Community garden in Olympia carries blessings

OlympianJuly 19, 2013 

Linda and Dan Talen helped get the Capital Vision Community Garden growing.

JOHN DODGE — Staff writer

The Capital Vision Christian Church in the northeast Olympia neighborhood is home to one of the more welcoming and productive community gardens in the area.

Blessed with a shade-free location, plenty of level growing ground and a cadre of congregation members dedicated to food security, the Capital Vision Community Garden is a green, vibrant expanse of healthy food, available to all comers, no questions asked.
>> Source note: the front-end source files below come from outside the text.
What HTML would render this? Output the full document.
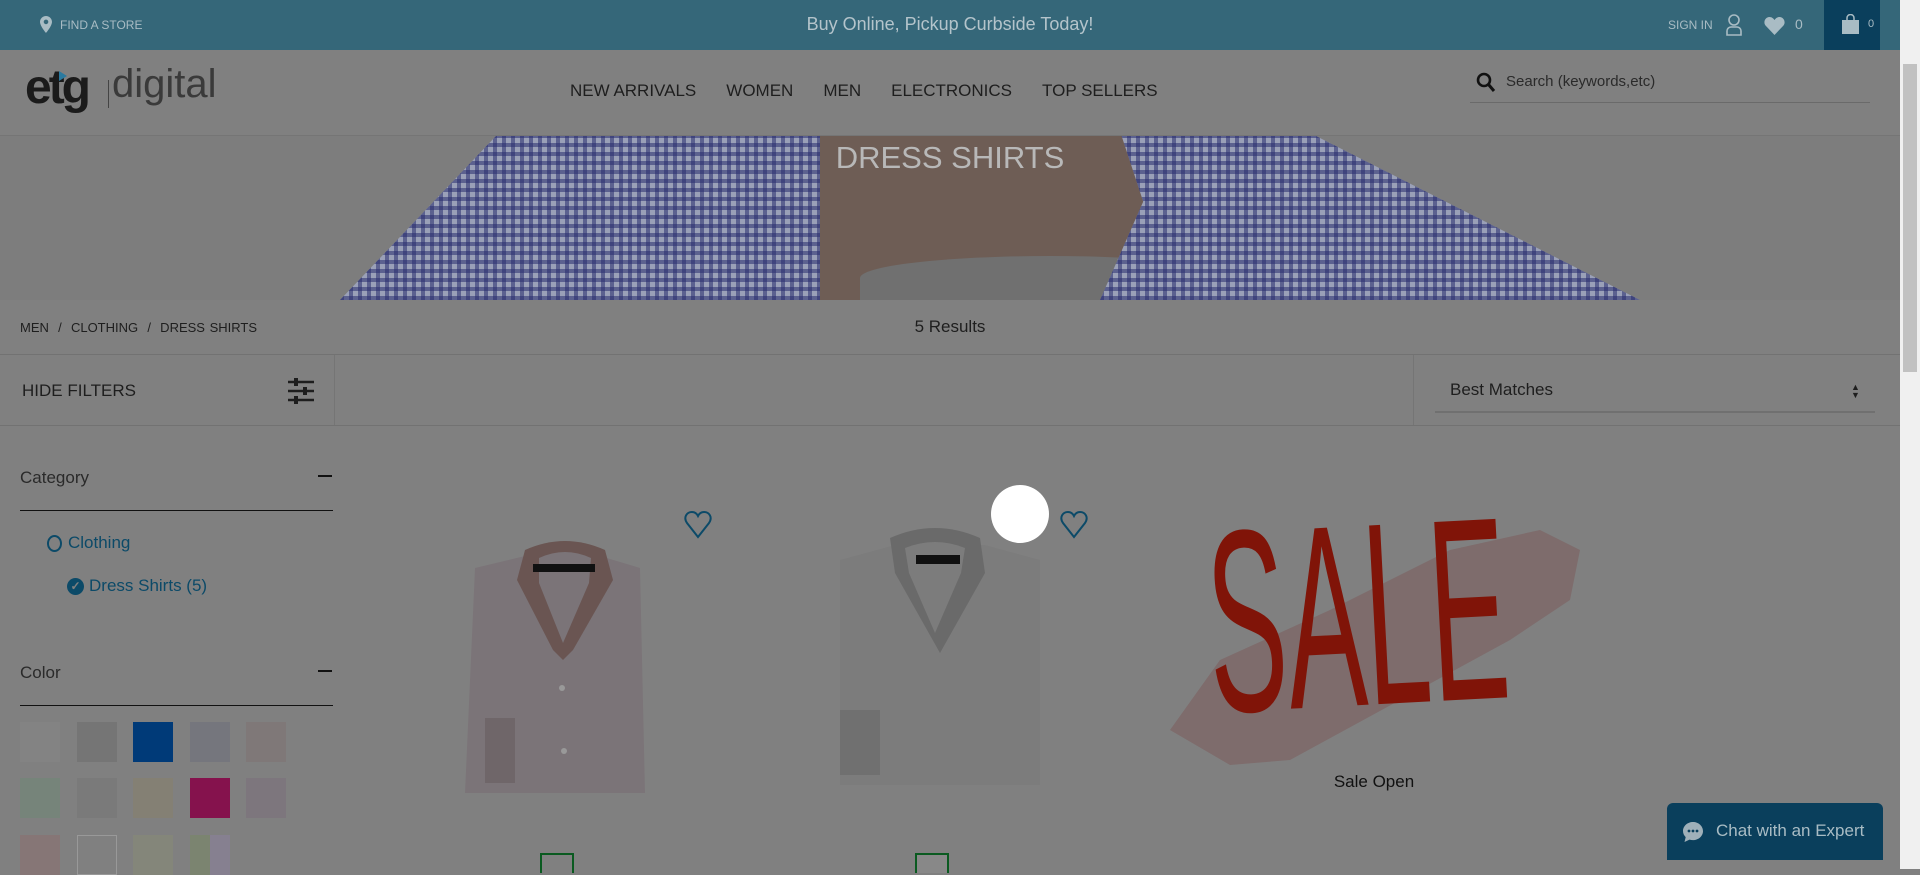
<!DOCTYPE html>
<html><head><meta charset="utf-8"><style>
*{box-sizing:border-box;margin:0;padding:0}
body{width:1920px;height:869px;overflow:hidden;background:#808080;font-family:"Liberation Sans",sans-serif;position:relative;color:#222}
.abs{position:absolute}
.top{left:0;top:0;width:1900px;height:50px;background:#356779;color:#a9bcc4}
.gingham{background-color:#9aa0b8;background-image:repeating-linear-gradient(0deg,rgba(40,45,110,.55) 0 4px,transparent 4px 9px),repeating-linear-gradient(90deg,rgba(40,45,110,.55) 0 4px,transparent 4px 9px)}
.sw{width:40px;height:40px}
.nav span{margin-right:30px}
</style></head><body>
<div class="abs top">
  <svg class="abs" style="left:40px;top:16px" width="12" height="17" viewBox="0 0 12 17"><path d="M6 0C2.7 0 0 2.6 0 5.9 0 10 6 17 6 17s6-7 6-11.1C12 2.6 9.3 0 6 0zm0 8.2a2.3 2.3 0 110-4.6 2.3 2.3 0 010 4.6z" fill="#a9bcc4"/></svg>
  <div class="abs" style="left:60px;top:18px;font-size:12px">FIND A STORE</div>
  <div class="abs" style="left:0;width:1900px;top:14px;text-align:center;font-size:18px;color:#b4c4cb">Buy Online, Pickup Curbside Today!</div>
  <div class="abs" style="left:1668px;top:18px;font-size:12px">SIGN IN</div>
  <svg class="abs" style="left:1726px;top:14px" width="16" height="22" viewBox="0 0 16 22"><circle cx="8" cy="6" r="5" fill="none" stroke="#a9bcc4" stroke-width="1.6"/><path d="M1 21v-4a4 4 0 014-4h6a4 4 0 014 4v4z" fill="none" stroke="#a9bcc4" stroke-width="1.6"/></svg>
  <svg class="abs" style="left:1764px;top:16px" width="21" height="19" viewBox="0 0 21 19"><path d="M10.5 19L1.5 9.5C-1 6.5 1 1 5.5 1c2.3 0 4 1.5 5 3 1-1.5 2.7-3 5-3 4.5 0 6.5 5.5 4 8.5z" fill="#a9bcc4"/></svg>
  <div class="abs" style="left:1795px;top:16px;font-size:14px">0</div>
  <div class="abs" style="left:1824px;top:0;width:56px;height:50px;background:#0a3f5c"></div>
  <svg class="abs" style="left:1842px;top:14px" width="17" height="20" viewBox="0 0 17 20"><path d="M5 6V4a3.5 3.5 0 017 0v2" fill="none" stroke="#a9bcc4" stroke-width="1.5"/><rect x="0" y="6" width="17" height="14" fill="#a9bcc4"/></svg>
  <div class="abs" style="left:1868px;top:18px;font-size:11px">0</div>
</div>
<div class="abs" style="left:1900px;top:0;width:20px;height:869px;background:#f0f0f0"></div>
<div class="abs" style="left:1903px;top:64px;width:14px;height:308px;background:#c1c1c1"></div>
<!-- header -->
<div class="abs" style="left:25px;top:60px;font-size:48px;font-weight:bold;color:#1b1b1b;letter-spacing:-3px">etg</div>
<div class="abs" style="left:59px;top:71px;width:0;height:0;border-left:8px solid #2a7aa0;border-top:5px solid transparent;border-bottom:5px solid transparent"></div>
<div class="abs" style="left:108px;top:80px;width:1px;height:28px;background:#444"></div>
<div class="abs" style="left:112px;top:62px;font-size:40px;color:#3a3a3a">digital</div>
<div class="abs nav" style="left:570px;top:81px;font-size:17px;color:#1e1e1e;white-space:nowrap"><span>NEW ARRIVALS</span><span>WOMEN</span><span>MEN</span><span>ELECTRONICS</span><span>TOP SELLERS</span></div>
<svg class="abs" style="left:1476px;top:72px" width="20" height="21" viewBox="0 0 20 21"><circle cx="8" cy="8" r="6" fill="none" stroke="#111" stroke-width="2.6"/><path d="M12.5 12.5L18 19" stroke="#111" stroke-width="3"/></svg>
<div class="abs" style="left:1506px;top:73px;font-size:15px;color:#2a2a2a">Search (keywords,etc)</div>
<div class="abs" style="left:1470px;top:102px;width:400px;height:1px;background:#6a6a6a"></div>
<div class="abs" style="left:0;top:135px;width:1900px;height:1px;background:#757575"></div>
<!-- hero -->
<div class="abs" style="left:0;top:136px;width:1900px;height:164px;background:#7d7d7d;overflow:hidden">
  <div class="abs gingham" style="left:340px;top:0;width:520px;height:164px;clip-path:polygon(100% 0,30% 0,0 100%,100% 100%)"></div>
  <div class="abs" style="left:820px;top:0;width:420px;height:164px;background:#6e5d55"></div>
  <div class="abs" style="left:860px;top:120px;width:380px;height:44px;background:#707070;border-radius:50% 50% 0 0"></div>
  <div class="abs gingham" style="left:1100px;top:0;width:540px;height:164px;clip-path:polygon(4% 0,40% 0,100% 100%,0 100%,8% 40%)"></div>
  <div class="abs" style="left:0;top:0;width:1900px;text-align:center;top:4px;font-size:31px;color:#b8b8b8">DRESS SHIRTS</div>
</div>
<!-- breadcrumb -->
<div class="abs" style="left:20px;top:320px;font-size:13px;color:#1e1e1e;word-spacing:1px">MEN &nbsp;/&nbsp; CLOTHING &nbsp;/&nbsp; DRESS SHIRTS</div>
<div class="abs" style="left:0;width:1900px;text-align:center;top:317px;font-size:17px;color:#1e1e1e">5 Results</div>
<div class="abs" style="left:0;top:354px;width:1900px;height:1px;background:#727272"></div>
<div class="abs" style="left:22px;top:381px;font-size:17px;color:#1e1e1e">HIDE FILTERS</div>
<svg class="abs" style="left:287px;top:378px" width="28" height="26" viewBox="0 0 28 26"><g stroke="#1e1e1e" stroke-width="2.4"><path d="M1 4h26M1 13h26M1 22h26"/></g><g fill="#1e1e1e"><rect x="7" y="0" width="4" height="8"/><rect x="16" y="9" width="4" height="8"/><rect x="7" y="18" width="4" height="8"/></g></svg>
<div class="abs" style="left:334px;top:355px;width:1px;height:70px;background:#757575"></div>
<div class="abs" style="left:1413px;top:355px;width:1px;height:70px;background:#757575"></div>
<div class="abs" style="left:1450px;top:380px;font-size:17px;color:#1e1e1e">Best Matches</div>
<div class="abs" style="left:1851px;top:383px;font-size:9px;line-height:8px;color:#1e1e1e">▲<br>▼</div>
<div class="abs" style="left:1435px;top:411px;width:440px;height:2px;background:#707070"></div>
<div class="abs" style="left:0;top:425px;width:1900px;height:1px;background:#727272"></div>
<!-- sidebar -->
<div class="abs" style="left:20px;top:468px;font-size:17px;color:#2a2a2a">Category</div>
<div class="abs" style="left:318px;top:475px;width:14px;height:2px;background:#111"></div>
<div class="abs" style="left:20px;top:510px;width:313px;height:1px;background:#111"></div>
<div class="abs" style="left:47px;top:535px;width:15px;height:17px;border:2.5px solid #0c4a68;border-radius:50%"></div>
<div class="abs" style="left:68px;top:533px;font-size:17px;color:#0c4a68">Clothing</div>
<div class="abs" style="left:67px;top:578px;width:17px;height:17px;background:#0c4a68;border-radius:50%;color:#808080;font-size:12px;text-align:center;line-height:17px;font-weight:bold">✓</div>
<div class="abs" style="left:89px;top:576px;font-size:17px;color:#0c4a68">Dress Shirts (5)</div>
<div class="abs" style="left:20px;top:663px;font-size:17px;color:#2a2a2a">Color</div>
<div class="abs" style="left:318px;top:670px;width:14px;height:2px;background:#111"></div>
<div class="abs" style="left:20px;top:705px;width:313px;height:1px;background:#111"></div>
<div class="abs sw" style="left:20px;top:722px;background:#838383"></div>
<div class="abs sw" style="left:77px;top:722px;background:#757575"></div>
<div class="abs sw" style="left:133px;top:722px;background:#003a78"></div>
<div class="abs sw" style="left:190px;top:722px;background:#75767d"></div>
<div class="abs sw" style="left:246px;top:722px;background:#7f7878"></div>
<div class="abs sw" style="left:20px;top:778px;background:#76847a"></div>
<div class="abs sw" style="left:77px;top:778px;background:#7a7a7a"></div>
<div class="abs sw" style="left:133px;top:778px;background:#848074"></div>
<div class="abs sw" style="left:190px;top:778px;background:#85124d"></div>
<div class="abs sw" style="left:246px;top:778px;background:#7d767d"></div>
<div class="abs sw" style="left:20px;top:835px;background:#867676"></div>
<div class="abs sw" style="left:77px;top:835px;background:#808080;border:1px solid #999"></div>
<div class="abs sw" style="left:133px;top:835px;background:#84867a"></div>
<div class="abs sw" style="left:190px;top:835px;background:linear-gradient(90deg,#7b8470 50%,#868090 50%)"></div>
<!-- products -->
<svg class="abs" style="left:455px;top:528px" width="220" height="265" viewBox="0 0 220 265">
<path d="M20 40l50-12 35-0 40 0 40 12 5 225H10z" fill="#7b7478"/>
<path d="M70 22q40-18 80 0l8 30-40 70-10 10-10-10-36-70z" fill="#6a5552"/>
<path d="M84 30q26-12 52 0l-2 25-26 60-24-60z" fill="#7b7478"/>
<rect x="78" y="36" width="62" height="8" fill="#111"/>
<path d="M30 190h30v65H30z" fill="#6f6669"/>
<circle cx="107" cy="160" r="3" fill="#999"/><circle cx="109" cy="223" r="3" fill="#999"/>
</svg>
<svg class="abs" style="left:684px;top:510px" width="28" height="30" viewBox="0 0 28 30"><path d="M14 27L3 13C-1 7 3 2 8 2c3 0 5 2 6 4 1-2 3-4 6-4 5 0 9 5 5 11z" fill="none" stroke="#0c4a68" stroke-width="2"/></svg>
<svg class="abs" style="left:830px;top:510px" width="220" height="280" viewBox="0 0 220 280">
<path d="M10 50l55-15 90 0 55 15 0 225H10z" fill="#7c7c7c"/>
<path d="M60 28q45-20 90 0l5 35-45 80-45-80z" fill="#6a6a6a"/>
<path d="M75 38q30-12 60 0l-4 25-26 60-26-60z" fill="#7c7c7c"/>
<rect x="86" y="45" width="44" height="9" fill="#111"/>
<path d="M10 200h40v65H10z" fill="#707070"/>
</svg>
<div class="abs" style="left:991px;top:485px;width:58px;height:58px;border-radius:50%;background:#fff"></div>
<svg class="abs" style="left:1060px;top:510px" width="28" height="30" viewBox="0 0 28 30"><path d="M14 27L3 13C-1 7 3 2 8 2c3 0 5 2 6 4 1-2 3-4 6-4 5 0 9 5 5 11z" fill="none" stroke="#0c4a68" stroke-width="2"/></svg>
<!-- SALE -->
<svg class="abs" style="left:1160px;top:510px" width="440" height="260" viewBox="0 0 440 260">
<path d="M10 220L60 150 170 100 290 40 380 20 420 40 410 90 350 130 240 190 130 250 70 255z" fill="#7e6c6c"/>
<text x="50" y="195" font-family="Liberation Sans Narrow,Liberation Sans,sans-serif" font-size="260" fill="#801408" textLength="300" lengthAdjust="spacingAndGlyphs" transform="rotate(-3 200 150)">SALE</text>
</svg>
<div class="abs" style="left:1274px;top:772px;width:200px;text-align:center;font-size:17px;color:#111">Sale Open</div>
<div class="abs" style="left:540px;top:853px;width:34px;height:20px;border:2px solid #0a5a20;border-bottom:none"></div>
<div class="abs" style="left:915px;top:853px;width:34px;height:20px;border:2px solid #0a5a20;border-bottom:none;background:#888"></div>
<!-- chat -->
<div class="abs" style="left:1667px;top:803px;width:216px;height:57px;background:#0a3f5c;border-radius:6px 6px 0 0"></div>
<svg class="abs" style="left:1682px;top:821px" width="22" height="22" viewBox="0 0 22 22"><path d="M11 1C5.5 1 1 5 1 10c0 2.4 1 4.5 2.7 6.1L2.5 21l5-2.4c1.1.3 2.3.5 3.5.5 5.5 0 10-4 10-9S16.5 1 11 1z" fill="#9fb0b9"/><circle cx="7" cy="10" r="1.4" fill="#0a3f5c"/><circle cx="11" cy="10" r="1.4" fill="#0a3f5c"/><circle cx="15" cy="10" r="1.4" fill="#0a3f5c"/></svg>
<div class="abs" style="left:1716px;top:821px;font-size:17px;color:#a9bcc4">Chat with an Expert</div>
</body></html>
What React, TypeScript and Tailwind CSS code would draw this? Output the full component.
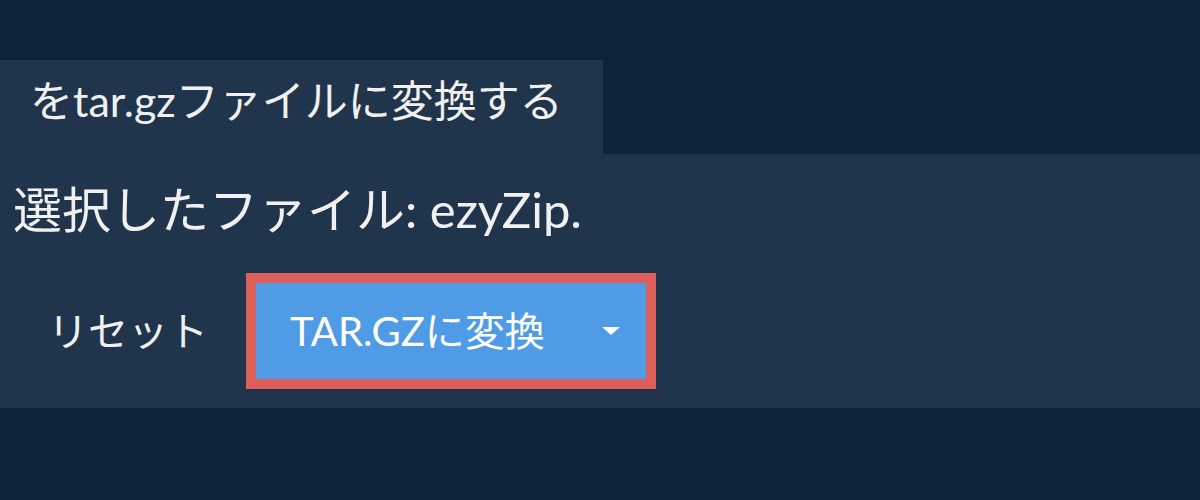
export default function App() {
  const font = { fontFamily: 'Lato, "Noto Sans CJK JP", sans-serif' };
  return (
    <div className="w-[1200px] h-[500px] bg-[#0f2439] pt-[60px] text-[#f0f0f0]" style={font}>
      <div className="w-[603px] h-[94px] bg-[#20354b] flex items-center pl-[30px] pb-[12px] text-[43px] leading-[50px]">
        をtar.gzファイルに変換する
      </div>
      <div className="h-[254px] bg-[#20354b] flex flex-col">
        <div className="pl-[13px] pt-[27px] text-[49px] leading-[56px] whitespace-nowrap">選択したファイル: ezyZip.</div>
        <div className="flex items-center mt-[36px]">
          <div className="ml-[48px] text-[40px] w-[198px] leading-[48px]">リセット</div>
          <div className="border-[10px] border-[#dc5f5c]">
            <button className="w-[390px] h-[96px] bg-[#4f9be6] flex items-center pl-[34px] pr-[26px] text-white text-[40px] leading-[48px]">
              <span>TAR.GZに変換</span>
              <span className="ml-auto w-0 h-0 border-l-[9px] border-r-[9px] border-t-[8px] border-l-transparent border-r-transparent border-t-white" />
            </button>
          </div>
        </div>
      </div>
    </div>
  );
}
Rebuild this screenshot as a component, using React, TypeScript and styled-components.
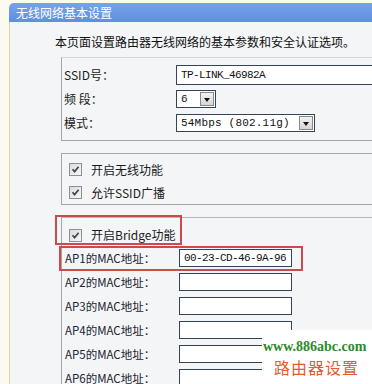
import styled, { createGlobalStyle } from 'styled-components';

const GlobalStyle = createGlobalStyle`
  html, body {
    margin: 0;
    padding: 0;
  }
  body {
    width: 372px;
    height: 384px;
    overflow: hidden;
    background: #fcfaee;
    font-family: "Noto Sans CJK SC", "Liberation Sans", sans-serif;
    font-size: 12px;
    color: #1b1b1b;
  }
`;

const ssidRows = [
  { label: 'SSID号：', kind: 'input', value: 'TP-LINK_46982A' },
  { label: '频 段：', kind: 'select', value: '6', width: 40 },
  { label: '模式：', kind: 'select', value: '54Mbps (802.11g)', width: 139 },
];

const apRows = [
  { label: 'AP1的MAC地址：', value: '00-23-CD-46-9A-96' },
  { label: 'AP2的MAC地址：', value: '' },
  { label: 'AP3的MAC地址：', value: '' },
  { label: 'AP4的MAC地址：', value: '' },
  { label: 'AP5的MAC地址：', value: '' },
  { label: 'AP6的MAC地址：', value: '' },
];

const Check = () => (
  <CheckBox>
    <svg width="11" height="11" viewBox="0 0 11 11">
      <path d="M2.5 5.2 L4.6 7.6 L8.6 2.8" fill="none" stroke="#3b4660" strokeWidth="1.7" />
    </svg>
  </CheckBox>
);

export default function App() {
  return (
    <Page>
      <GlobalStyle />
      <Header>无线网络基本设置</Header>
      <Body>
        <Intro>本页面设置路由器无线网络的基本参数和安全认证选项。</Intro>
        <Sections>
          <FormBox>
            {ssidRows.map((r) => (
              <FormRow key={r.label}>
                <Label>{r.label}</Label>
                {r.kind === 'input' ? (
                  <TextInput $width={220} $height={20}>{r.value}</TextInput>
                ) : (
                  <SelectBox $width={r.width || 40}>
                    <SelectText>{r.value}</SelectText>
                    <DropButton />
                  </SelectBox>
                )}
              </FormRow>
            ))}
          </FormBox>

          <CheckGroup>
            <CheckRow>
              <Check />
              <span>开启无线功能</span>
            </CheckRow>
            <CheckRow>
              <Check />
              <span>允许SSID广播</span>
            </CheckRow>
          </CheckGroup>

          <BridgeBox>
            <BridgeRow>
              <Check />
              <span>开启Bridge功能</span>
            </BridgeRow>
            {apRows.map((r) => (
              <ApRow key={r.label}>
                <ApLabel>{r.label}</ApLabel>
                <TextInput $width={113} $height={18}>{r.value}</TextInput>
              </ApRow>
            ))}
            <Mark $left={-7} $top={-3} $w={127} $h={30} />
            <Mark $left={-3} $top={28} $w={244} $h={25} />
          </BridgeBox>
        </Sections>
      </Body>
      <Stamp>
        <StampUrl>www.886abc.com</StampUrl>
        <StampName>路由器设置</StampName>
      </Stamp>
    </Page>
  );
}

const Page = styled.div`
  position: relative;
  box-sizing: border-box;
  height: 384px;
  padding: 3px 0 0 9px;
  display: flex;
  flex-direction: column;
  overflow: hidden;
`;

const Header = styled.div`
  height: 19px;
  line-height: 19px;
  padding-left: 7px;
  color: #ffffff;
  font-size: 12px;
  background: linear-gradient(#77a2ea, #5f8fe2);
  border-top-left-radius: 5px;
`;

const Body = styled.div`
  flex: 1;
  display: flex;
  flex-direction: column;
  background: #f3f5f7;
  border-left: 1px solid #ddd3ac;
`;

const Intro = styled.div`
  padding: 12px 0 0 45px;
  line-height: 16px;
  height: 16px;
  white-space: nowrap;
  color: #111;
`;

const Sections = styled.div`
  flex: 1;
  display: flex;
  flex-direction: column;
  gap: 12px;
  padding: 7px 0 0 51px;
`;

const FormBox = styled.div`
  border-top: 1px solid #d6d6d6;
  border-left: 1px solid #a6a6a6;
  border-bottom: 1px solid #a6a6a6;
  padding: 5px 0 5px 2px;
`;

const FormRow = styled.div`
  display: grid;
  grid-template-columns: 112px 1fr;
  align-items: center;
  height: 24px;
  white-space: nowrap;
`;

const Label = styled.span`
  line-height: 16px;
`;

const TextInput = styled.div<{ $width: number; $height: number }>`
  box-sizing: border-box;
  width: ${(p) => p.$width}px;
  height: ${(p) => p.$height}px;
  padding-left: 4px;
  border: 1px solid #33445a;
  background: #ffffff;
  font-family: "Liberation Mono", monospace;
  font-size: 11px;
  letter-spacing: -0.6px;
  line-height: ${(p) => p.$height - 2}px;
  color: #111;
  white-space: nowrap;
`;

const SelectBox = styled.div<{ $width: number }>`
  box-sizing: border-box;
  display: flex;
  align-items: center;
  width: ${(p) => p.$width}px;
  height: 18px;
  border: 1px solid #33445a;
  background: #ffffff;
`;

const SelectText = styled.span`
  flex: 1;
  padding-left: 4px;
  font-family: "Liberation Mono", monospace;
  font-size: 11px;
  letter-spacing: 0.2px;
  white-space: nowrap;
  color: #111;
`;

const DropButton = styled.span`
  box-sizing: border-box;
  width: 14px;
  height: 14px;
  margin-right: 1px;
  display: flex;
  align-items: center;
  justify-content: center;
  background: linear-gradient(#f2f2f2, #d6d6d6);
  border: 1px solid #8a8a8a;

  &::after {
    content: '';
    border-left: 3.5px solid transparent;
    border-right: 3.5px solid transparent;
    border-top: 4px solid #111;
    margin-top: 1px;
  }
`;

const CheckGroup = styled.div`
  border-top: 1px solid #a6a6a6;
  border-left: 1px solid #a6a6a6;
  border-bottom: 1px solid #a6a6a6;
  padding: 4px 0 0 7px;
`;

const CheckRow = styled.div`
  display: flex;
  align-items: center;
  gap: 9px;
  height: 23px;
  line-height: 16px;
`;

const CheckBox = styled.span`
  box-sizing: border-box;
  width: 13px;
  height: 13px;
  display: flex;
  align-items: center;
  justify-content: center;
  border: 1px solid #8d8f92;
  background: linear-gradient(135deg, #dcdcd8, #f7f7f5);
`;

const BridgeBox = styled.div`
  position: relative;
  flex: 1;
  border-top: 1px solid #b6b6b6;
  border-left: 1px solid #a6a6a6;
  padding: 6px 0 0 2px;
`;

const BridgeRow = styled(CheckRow)`
  height: 22px;
  padding-left: 5px;
`;

const ApRow = styled.div`
  display: grid;
  grid-template-columns: 114px 113px;
  align-items: center;
  height: 24px;
  padding-left: 1px;
  white-space: nowrap;
`;

const ApLabel = styled.span`
  line-height: 16px;
  font-size: 11.5px;
  color: #1b2330;
`;

const Mark = styled.div<{ $left: number; $top: number; $w: number; $h: number }>`
  position: absolute;
  box-sizing: border-box;
  left: ${(p) => p.$left}px;
  top: ${(p) => p.$top}px;
  width: ${(p) => p.$w}px;
  height: ${(p) => p.$h}px;
  border: 2px solid #cc4a4a;
  pointer-events: none;
`;

const Stamp = styled.div`
  position: absolute;
  left: 262px;
  top: 330px;
  right: 0;
  bottom: 0;
  display: flex;
  flex-direction: column;
  padding: 8px 0 0 1px;
  background: #ffffff;
`;

const StampUrl = styled.div`
  font-family: "Liberation Serif", serif;
  font-weight: bold;
  font-size: 14px;
  line-height: 18px;
  color: #2e8a2a;
  white-space: nowrap;
`;

const StampName = styled.div`
  margin-left: 11px;
  font-size: 16px;
  line-height: 22px;
  letter-spacing: 1px;
  color: #e55a2e;
  white-space: nowrap;
`;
On Friday the food stand at 1775 Yew Ave. N.E., Olympia, was brimming with squash, zucchini, green beans and cucumbers, all available free to the hungry public. Day-old bread and milk in the wintertime is also there for those in need.

Some 50,000 square-feet of church property is devoted to the organic community garden. About half the growing ground is occupied by raised beds anyone in the community can lease for $50 for a growing season. The rest is dedicated to growing free food for community members who need nourishment.

The garden motto is: “We Are Growing to Share!”

“It’s as simple as that,” said garden organizer said church member David Willis, whose immense physical stature matches his generosity and spirit.

Willis estimated that only about 10 percent of the 30 raised beds are leased by church members. The rest are tended to by community members from all over the Olympia area, including Jane Tate, a senior citizen who resides at a senior housing complex in another Olympia neighborhood, but visits her garden plot twice a week to sow seed, weed and harvest her vegetables.

“Just growing food is a great joy of my life,” she said, her straw bonnet decorated with fresh cut flowers.

Dan and Linda Talen live across the street from the community garden, and keep a watchful eye on it. They grow vegatables and herbs in two raised beds and are among the 70 members of the church congregation. Dan Talen is affectionately known as the garden ambassador.

“It’s an opportunity to grow food and meet new neighbors,” he said.

Two years ago David Willis approached church officials with the idea of converting part of the church property — bare land partially choked with blackberry vines —  into a community garden. After much ground preparation, the garden got off to a modest start in 2012 with four raised beds and a small field for the free community garden.

Willis returned to the church trustees in February 2013, asking for and additional 40,000 square-feet of growing space. His request was granted, so he spent the next 100 days laying out the garden space, procuring lumber, soil and compost, rounding up volunteers and leasing garden space. The total cost to date is about $17,000, including thousands of dollars to pay the city water bill in the summer growing season. Much of those costs are being borne by the garden organizers out of their own pockets.

Some 23 community members signed up for the 30 raised garden beds this year. They are all well-attended and overflow with vegetables. The garden participation agreement they all sign calls on them to donate at least four hours a month to the free community garden. By the looks of things, this obligation is being met, and then some.

The church’s community space is more than a garden: It’s a welcoming site for anyone who want to use it, a place to relax, visit, read a book, lounge in the sun or sit in the shade of a recently built gazebo. An adjoining open field has been a de facto community dog park for years, and dogs were romping there Friday.

Last weekend, the community garden space was the scene of a wedding and a Sunday services, complete with a family-style barbecue after the sermon.

The garden has a perennial touch as well. Neighborhood volunteer Susi O’Bryan helped design an “edible forest” along the Yew Street frontage, a vegetated strip with a walkway lined with berry plants and trees that one day will provide shade without shading out the garden plots on the site’s northern boundary. To the south, more berry plants are going in the ground this year and next to complement the bounty of garden vegetables.

The community garden also features a pumpkin patch. Hundreds of pumpkins grown there will be given away to neighborhood kids come Halloween. One greenhouse on site to extend the growing season could be joined by three more next year.

A true sense of caring and giving emanates from the Capital Vision Community Garden. The church leaders and congregation believe their grounds are a gracious gift from the Lord. They are the stewards of this gift, committed to sharing it with anyone and everyone they encounter along the way.